JOB: In the data that follows, count each line holding the string "styles"; answer with the number only.

DATA SHOWN:
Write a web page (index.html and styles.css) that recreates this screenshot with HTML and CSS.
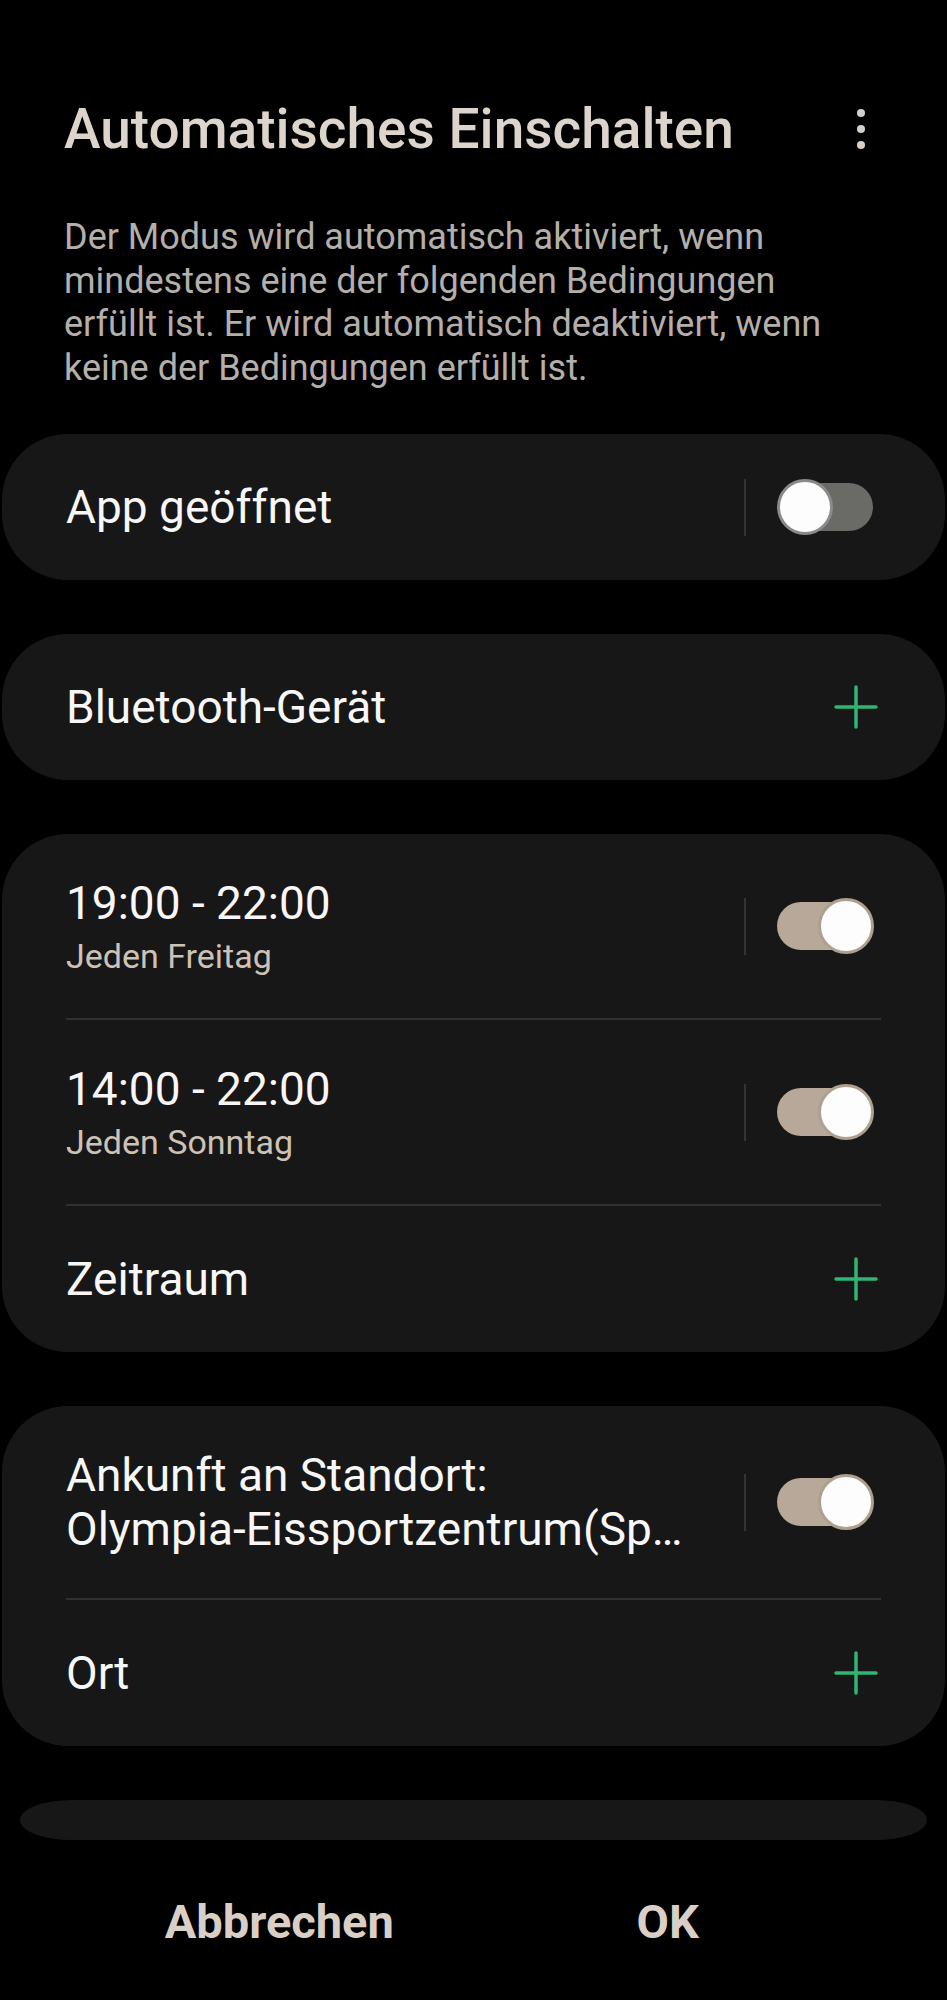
FILE: index.html
```html
<!DOCTYPE html>
<html lang="de">
<head>
  <meta charset="UTF-8" />
  <meta name="viewport" content="width=device-width, initial-scale=1.0" />
  <title>Automatisches Einschalten</title>
  <link rel="stylesheet" href="styles.css">
</head>

<body>
  <header class="top">
    <h1>Automatisches Einschalten</h1>
    <div class="kebab"><span></span><span></span><span></span></div>
  </header>

  <p class="desc">Der Modus wird automatisch aktiviert, wenn mindestens eine der folgenden Bedingungen erfüllt ist. Er wird automatisch deaktiviert, wenn keine der Bedingungen erfüllt ist.</p>

  <section class="card">
    <div class="row">
      <div class="text"><div class="title">App geöffnet</div></div>
      <div class="ctl">
        <span class="sep"></span>
        <span class="switch"><span class="thumb"></span></span>
      </div>
    </div>
  </section>

  <section class="card">
    <div class="row">
      <div class="text"><div class="title">Bluetooth-Gerät</div></div>
      <svg class="plus" viewBox="0 0 44 44"><path d="M22 2v40M2 22h40" /></svg>
    </div>
  </section>

  <section class="card">
    <div class="row tall">
      <div class="text">
        <div class="title">19:00 - 22:00</div>
        <div class="sub">Jeden Freitag</div>
      </div>
      <div class="ctl">
        <span class="sep"></span>
        <span class="switch on"><span class="thumb"></span></span>
      </div>
    </div>
    <div class="row tall">
      <div class="text">
        <div class="title">14:00 - 22:00</div>
        <div class="sub">Jeden Sonntag</div>
      </div>
      <div class="ctl">
        <span class="sep"></span>
        <span class="switch on"><span class="thumb"></span></span>
      </div>
    </div>
    <div class="row">
      <div class="text"><div class="title">Zeitraum</div></div>
      <svg class="plus" viewBox="0 0 44 44"><path d="M22 2v40M2 22h40" /></svg>
    </div>
  </section>

  <section class="card">
    <div class="row tall">
      <div class="text">
        <div class="title">Ankunft an Standort:</div>
        <div class="title cut">Olympia-Eissportzentrum(Spiridon-Louis-Ring)</div>
      </div>
      <div class="ctl wide">
        <span class="sep"></span>
        <span class="switch on"><span class="thumb"></span></span>
      </div>
    </div>
    <div class="row">
      <div class="text"><div class="title">Ort</div></div>
      <svg class="plus" viewBox="0 0 44 44"><path d="M22 2v40M2 22h40" /></svg>
    </div>
  </section>

  <div class="card peek"></div>

  <footer class="actions">
    <button>Abbrechen</button>
    <button>OK</button>
  </footer>
</body>
</html>
```

FILE: styles.css
```css
:root {
  --bg: #000;
  --card: #171717;
  --beige: #ddd4cb;
  --muted: #b4afaa;
  --text: #f7f7f7;
  --sub: #cdc2b6;
  --line: #313131;
  --green: #2fb574;
}

* {
  box-sizing: border-box;
}

body {
  margin: 0;
  background: var(--bg);
  color: var(--text);
  font-family: Roboto, "Noto Sans", sans-serif;
}

.top {
  display: flex;
  align-items: center;
  justify-content: space-between;
  padding: 97px 82px 0 64px;
}

h1 {
  margin: 0;
  font-size: 55px;
  line-height: 64px;
  font-weight: 500;
  color: var(--beige);
}

.kebab {
  display: flex;
  flex-direction: column;
  gap: 8px;
}

.kebab span {
  width: 8px;
  height: 8px;
  border-radius: 50%;
  background: #d8d0c8;
}

.desc {
  margin: 55px 90px 44px 64px;
  font-size: 36px;
  line-height: 43.5px;
  color: var(--muted);
}

.card {
  margin: 0 2px 54px;
  background: var(--card);
  border-radius: 66px;
}

.row {
  display: flex;
  align-items: center;
  min-height: 146px;
  margin: 0 64px;
  padding: 42px 0;
}

.row + .row {
  min-height: 148px;
  border-top: 2px solid var(--line);
}

.text {
  flex: 1;
  min-width: 0;
}

.title {
  font-size: 46px;
  line-height: 54px;
}

.cut {
  white-space: nowrap;
  overflow: hidden;
  text-overflow: ellipsis;
}

.sub {
  margin-top: 6px;
  font-size: 34px;
  line-height: 40px;
  color: var(--sub);
}

.ctl {
  display: flex;
  align-items: center;
  gap: 31px;
  margin: 0 7px 0 32px;
}

.ctl.wide {
  margin-left: 56px;
}

.sep {
  width: 2px;
  height: 57px;
  background: #343434;
}

.switch {
  position: relative;
  display: flex;
  align-items: center;
  width: 97px;
  height: 56px;
}

.switch::before {
  content: "";
  width: 94px;
  height: 48px;
  margin-left: 2px;
  border-radius: 24px;
  background: #6a6a66;
}

.thumb {
  position: absolute;
  top: 0;
  left: 0;
  width: 56px;
  height: 56px;
  border-radius: 50%;
  background: #fdfdfd;
  border: 3px solid #8a8a8a;
}

.switch.on::before {
  margin-left: 0;
  background: #b7a899;
}

.switch.on .thumb {
  left: auto;
  right: 0;
  border-color: #ada090;
}

.plus {
  width: 44px;
  height: 44px;
  margin-right: 3px;
  fill: none;
  stroke: var(--green);
  stroke-width: 3.5;
  stroke-linecap: round;
}

.peek {
  height: 40px;
  margin: 0 20px;
  border-radius: 52px / 20px;
}

.actions {
  display: grid;
  grid-template-columns: 1fr 1fr;
  padding: 0 85px;
  margin-top: 54px;
}

.actions button {
  background: none;
  border: none;
  padding: 0;
  font-family: inherit;
  font-size: 47px;
  line-height: 56px;
  font-weight: 700;
  color: #d9cfc6;
}
```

REPLY: 3